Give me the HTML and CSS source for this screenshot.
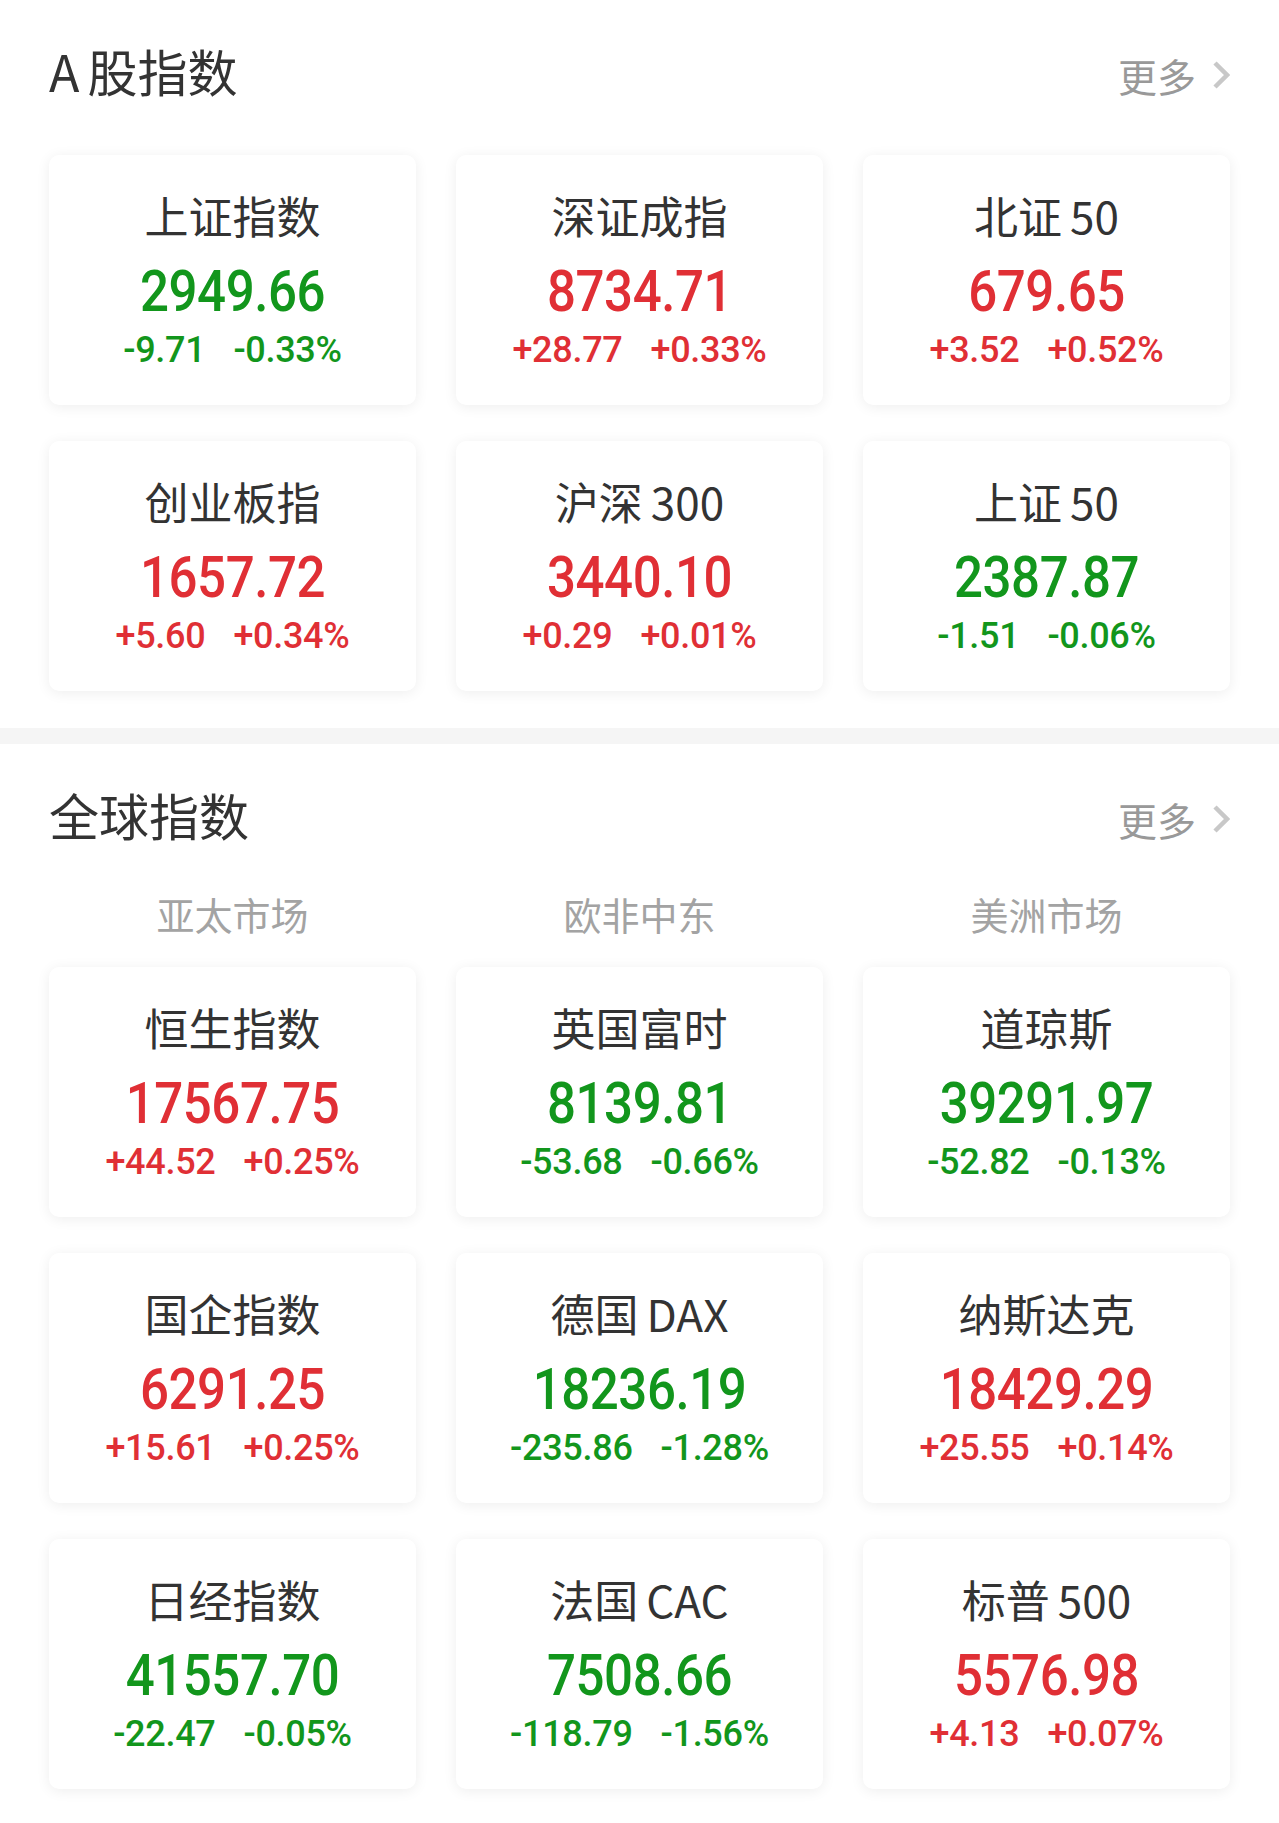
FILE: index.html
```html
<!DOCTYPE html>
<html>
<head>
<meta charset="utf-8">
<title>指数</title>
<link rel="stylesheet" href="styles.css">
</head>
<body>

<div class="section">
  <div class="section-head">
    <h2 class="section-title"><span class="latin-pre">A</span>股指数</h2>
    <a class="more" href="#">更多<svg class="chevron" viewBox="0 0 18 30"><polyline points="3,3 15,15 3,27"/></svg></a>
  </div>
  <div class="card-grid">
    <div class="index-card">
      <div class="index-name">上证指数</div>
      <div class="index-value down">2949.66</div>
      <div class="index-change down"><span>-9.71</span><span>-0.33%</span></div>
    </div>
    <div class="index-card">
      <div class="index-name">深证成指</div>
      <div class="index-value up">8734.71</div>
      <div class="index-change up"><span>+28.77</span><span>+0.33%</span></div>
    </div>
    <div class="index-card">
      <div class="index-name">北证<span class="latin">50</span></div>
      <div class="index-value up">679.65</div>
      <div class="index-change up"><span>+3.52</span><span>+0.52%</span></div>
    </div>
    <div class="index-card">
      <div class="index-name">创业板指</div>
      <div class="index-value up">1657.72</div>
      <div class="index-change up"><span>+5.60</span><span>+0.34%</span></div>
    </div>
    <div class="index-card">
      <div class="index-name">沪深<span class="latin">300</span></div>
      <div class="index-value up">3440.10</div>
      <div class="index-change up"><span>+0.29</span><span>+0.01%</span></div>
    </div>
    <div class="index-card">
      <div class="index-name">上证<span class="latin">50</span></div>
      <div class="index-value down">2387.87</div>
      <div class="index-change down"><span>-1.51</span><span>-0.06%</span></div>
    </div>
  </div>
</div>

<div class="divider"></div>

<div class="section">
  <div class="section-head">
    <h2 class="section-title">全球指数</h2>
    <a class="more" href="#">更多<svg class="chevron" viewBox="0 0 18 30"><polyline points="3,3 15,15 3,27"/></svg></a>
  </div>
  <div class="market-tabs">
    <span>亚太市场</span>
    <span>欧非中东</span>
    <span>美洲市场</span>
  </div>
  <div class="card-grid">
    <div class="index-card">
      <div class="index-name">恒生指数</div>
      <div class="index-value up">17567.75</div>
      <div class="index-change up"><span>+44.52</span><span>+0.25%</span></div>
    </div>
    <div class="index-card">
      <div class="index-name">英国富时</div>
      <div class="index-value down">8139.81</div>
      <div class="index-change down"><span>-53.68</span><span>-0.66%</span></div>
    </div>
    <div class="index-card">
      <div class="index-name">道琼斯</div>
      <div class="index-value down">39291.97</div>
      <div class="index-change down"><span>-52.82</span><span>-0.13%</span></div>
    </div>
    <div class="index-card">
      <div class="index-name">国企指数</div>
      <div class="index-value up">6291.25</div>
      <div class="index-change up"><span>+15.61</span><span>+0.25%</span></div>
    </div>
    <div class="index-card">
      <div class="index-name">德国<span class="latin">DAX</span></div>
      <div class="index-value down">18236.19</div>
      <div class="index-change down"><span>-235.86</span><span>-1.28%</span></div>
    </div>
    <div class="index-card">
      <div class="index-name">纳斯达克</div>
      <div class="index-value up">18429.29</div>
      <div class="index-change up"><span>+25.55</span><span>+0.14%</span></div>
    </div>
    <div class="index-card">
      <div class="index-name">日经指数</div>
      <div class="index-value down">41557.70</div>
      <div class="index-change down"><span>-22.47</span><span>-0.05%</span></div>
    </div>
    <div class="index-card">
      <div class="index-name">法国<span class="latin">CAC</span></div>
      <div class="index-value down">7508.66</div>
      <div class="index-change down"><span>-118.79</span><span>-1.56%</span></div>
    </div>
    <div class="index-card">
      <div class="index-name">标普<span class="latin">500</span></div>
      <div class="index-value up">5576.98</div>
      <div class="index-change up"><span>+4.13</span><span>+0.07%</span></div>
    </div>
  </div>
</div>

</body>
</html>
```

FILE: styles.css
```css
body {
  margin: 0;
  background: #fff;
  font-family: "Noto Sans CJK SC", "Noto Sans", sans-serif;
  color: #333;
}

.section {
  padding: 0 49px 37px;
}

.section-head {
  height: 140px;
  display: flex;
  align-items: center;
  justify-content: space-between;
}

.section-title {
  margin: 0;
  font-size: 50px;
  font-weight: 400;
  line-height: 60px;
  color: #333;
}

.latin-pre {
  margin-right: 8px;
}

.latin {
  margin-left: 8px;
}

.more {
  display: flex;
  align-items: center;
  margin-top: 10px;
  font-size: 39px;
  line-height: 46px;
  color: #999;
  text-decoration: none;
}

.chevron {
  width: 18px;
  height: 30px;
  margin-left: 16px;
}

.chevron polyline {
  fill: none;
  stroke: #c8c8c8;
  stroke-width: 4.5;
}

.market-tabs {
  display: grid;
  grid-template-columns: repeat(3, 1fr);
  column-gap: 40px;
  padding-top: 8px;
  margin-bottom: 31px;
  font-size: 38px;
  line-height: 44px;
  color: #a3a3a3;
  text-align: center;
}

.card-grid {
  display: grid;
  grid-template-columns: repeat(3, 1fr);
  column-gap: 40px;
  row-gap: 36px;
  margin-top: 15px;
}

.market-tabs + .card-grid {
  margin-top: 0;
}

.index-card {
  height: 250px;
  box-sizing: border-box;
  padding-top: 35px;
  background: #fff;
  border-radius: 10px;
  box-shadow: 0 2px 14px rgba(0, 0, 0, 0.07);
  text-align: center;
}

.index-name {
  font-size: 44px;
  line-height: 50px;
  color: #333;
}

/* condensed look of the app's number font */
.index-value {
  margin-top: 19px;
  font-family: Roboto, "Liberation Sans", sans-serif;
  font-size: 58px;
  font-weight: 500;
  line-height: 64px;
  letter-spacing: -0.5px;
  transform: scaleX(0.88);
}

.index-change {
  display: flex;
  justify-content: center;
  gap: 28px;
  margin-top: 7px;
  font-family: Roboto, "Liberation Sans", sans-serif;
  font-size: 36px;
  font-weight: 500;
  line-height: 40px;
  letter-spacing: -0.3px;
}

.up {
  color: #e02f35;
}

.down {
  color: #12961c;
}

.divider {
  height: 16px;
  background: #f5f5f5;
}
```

______

● Exercise details
Reproduce the material above in full, exactly, with no images.

● Solved problem
Give me the HTML and CSS source for this screenshot.
FILE: index.html
```html
<!DOCTYPE html>
<html>
<head>
<meta charset="utf-8">
<title>指数</title>
<link rel="stylesheet" href="styles.css">
</head>
<body>

<div class="section">
  <div class="section-head">
    <h2 class="section-title"><span class="latin-pre">A</span>股指数</h2>
    <a class="more" href="#">更多<svg class="chevron" viewBox="0 0 18 30"><polyline points="3,3 15,15 3,27"/></svg></a>
  </div>
  <div class="card-grid">
    <div class="index-card">
      <div class="index-name">上证指数</div>
      <div class="index-value down">2949.66</div>
      <div class="index-change down"><span>-9.71</span><span>-0.33%</span></div>
    </div>
    <div class="index-card">
      <div class="index-name">深证成指</div>
      <div class="index-value up">8734.71</div>
      <div class="index-change up"><span>+28.77</span><span>+0.33%</span></div>
    </div>
    <div class="index-card">
      <div class="index-name">北证<span class="latin">50</span></div>
      <div class="index-value up">679.65</div>
      <div class="index-change up"><span>+3.52</span><span>+0.52%</span></div>
    </div>
    <div class="index-card">
      <div class="index-name">创业板指</div>
      <div class="index-value up">1657.72</div>
      <div class="index-change up"><span>+5.60</span><span>+0.34%</span></div>
    </div>
    <div class="index-card">
      <div class="index-name">沪深<span class="latin">300</span></div>
      <div class="index-value up">3440.10</div>
      <div class="index-change up"><span>+0.29</span><span>+0.01%</span></div>
    </div>
    <div class="index-card">
      <div class="index-name">上证<span class="latin">50</span></div>
      <div class="index-value down">2387.87</div>
      <div class="index-change down"><span>-1.51</span><span>-0.06%</span></div>
    </div>
  </div>
</div>

<div class="divider"></div>

<div class="section">
  <div class="section-head">
    <h2 class="section-title">全球指数</h2>
    <a class="more" href="#">更多<svg class="chevron" viewBox="0 0 18 30"><polyline points="3,3 15,15 3,27"/></svg></a>
  </div>
  <div class="market-tabs">
    <span>亚太市场</span>
    <span>欧非中东</span>
    <span>美洲市场</span>
  </div>
  <div class="card-grid">
    <div class="index-card">
      <div class="index-name">恒生指数</div>
      <div class="index-value up">17567.75</div>
      <div class="index-change up"><span>+44.52</span><span>+0.25%</span></div>
    </div>
    <div class="index-card">
      <div class="index-name">英国富时</div>
      <div class="index-value down">8139.81</div>
      <div class="index-change down"><span>-53.68</span><span>-0.66%</span></div>
    </div>
    <div class="index-card">
      <div class="index-name">道琼斯</div>
      <div class="index-value down">39291.97</div>
      <div class="index-change down"><span>-52.82</span><span>-0.13%</span></div>
    </div>
    <div class="index-card">
      <div class="index-name">国企指数</div>
      <div class="index-value up">6291.25</div>
      <div class="index-change up"><span>+15.61</span><span>+0.25%</span></div>
    </div>
    <div class="index-card">
      <div class="index-name">德国<span class="latin">DAX</span></div>
      <div class="index-value down">18236.19</div>
      <div class="index-change down"><span>-235.86</span><span>-1.28%</span></div>
    </div>
    <div class="index-card">
      <div class="index-name">纳斯达克</div>
      <div class="index-value up">18429.29</div>
      <div class="index-change up"><span>+25.55</span><span>+0.14%</span></div>
    </div>
    <div class="index-card">
      <div class="index-name">日经指数</div>
      <div class="index-value down">41557.70</div>
      <div class="index-change down"><span>-22.47</span><span>-0.05%</span></div>
    </div>
    <div class="index-card">
      <div class="index-name">法国<span class="latin">CAC</span></div>
      <div class="index-value down">7508.66</div>
      <div class="index-change down"><span>-118.79</span><span>-1.56%</span></div>
    </div>
    <div class="index-card">
      <div class="index-name">标普<span class="latin">500</span></div>
      <div class="index-value up">5576.98</div>
      <div class="index-change up"><span>+4.13</span><span>+0.07%</span></div>
    </div>
  </div>
</div>

</body>
</html>
```

FILE: styles.css
```css
body {
  margin: 0;
  background: #fff;
  font-family: "Noto Sans CJK SC", "Noto Sans", sans-serif;
  color: #333;
}

.section {
  padding: 0 49px 37px;
}

.section-head {
  height: 140px;
  display: flex;
  align-items: center;
  justify-content: space-between;
}

.section-title {
  margin: 0;
  font-size: 50px;
  font-weight: 400;
  line-height: 60px;
  color: #333;
}

.latin-pre {
  margin-right: 8px;
}

.latin {
  margin-left: 8px;
}

.more {
  display: flex;
  align-items: center;
  margin-top: 10px;
  font-size: 39px;
  line-height: 46px;
  color: #999;
  text-decoration: none;
}

.chevron {
  width: 18px;
  height: 30px;
  margin-left: 16px;
}

.chevron polyline {
  fill: none;
  stroke: #c8c8c8;
  stroke-width: 4.5;
}

.market-tabs {
  display: grid;
  grid-template-columns: repeat(3, 1fr);
  column-gap: 40px;
  padding-top: 8px;
  margin-bottom: 31px;
  font-size: 38px;
  line-height: 44px;
  color: #a3a3a3;
  text-align: center;
}

.card-grid {
  display: grid;
  grid-template-columns: repeat(3, 1fr);
  column-gap: 40px;
  row-gap: 36px;
  margin-top: 15px;
}

.market-tabs + .card-grid {
  margin-top: 0;
}

.index-card {
  height: 250px;
  box-sizing: border-box;
  padding-top: 35px;
  background: #fff;
  border-radius: 10px;
  box-shadow: 0 2px 14px rgba(0, 0, 0, 0.07);
  text-align: center;
}

.index-name {
  font-size: 44px;
  line-height: 50px;
  color: #333;
}

/* condensed look of the app's number font */
.index-value {
  margin-top: 19px;
  font-family: Roboto, "Liberation Sans", sans-serif;
  font-size: 58px;
  font-weight: 500;
  line-height: 64px;
  letter-spacing: -0.5px;
  transform: scaleX(0.88);
}

.index-change {
  display: flex;
  justify-content: center;
  gap: 28px;
  margin-top: 7px;
  font-family: Roboto, "Liberation Sans", sans-serif;
  font-size: 36px;
  font-weight: 500;
  line-height: 40px;
  letter-spacing: -0.3px;
}

.up {
  color: #e02f35;
}

.down {
  color: #12961c;
}

.divider {
  height: 16px;
  background: #f5f5f5;
}
```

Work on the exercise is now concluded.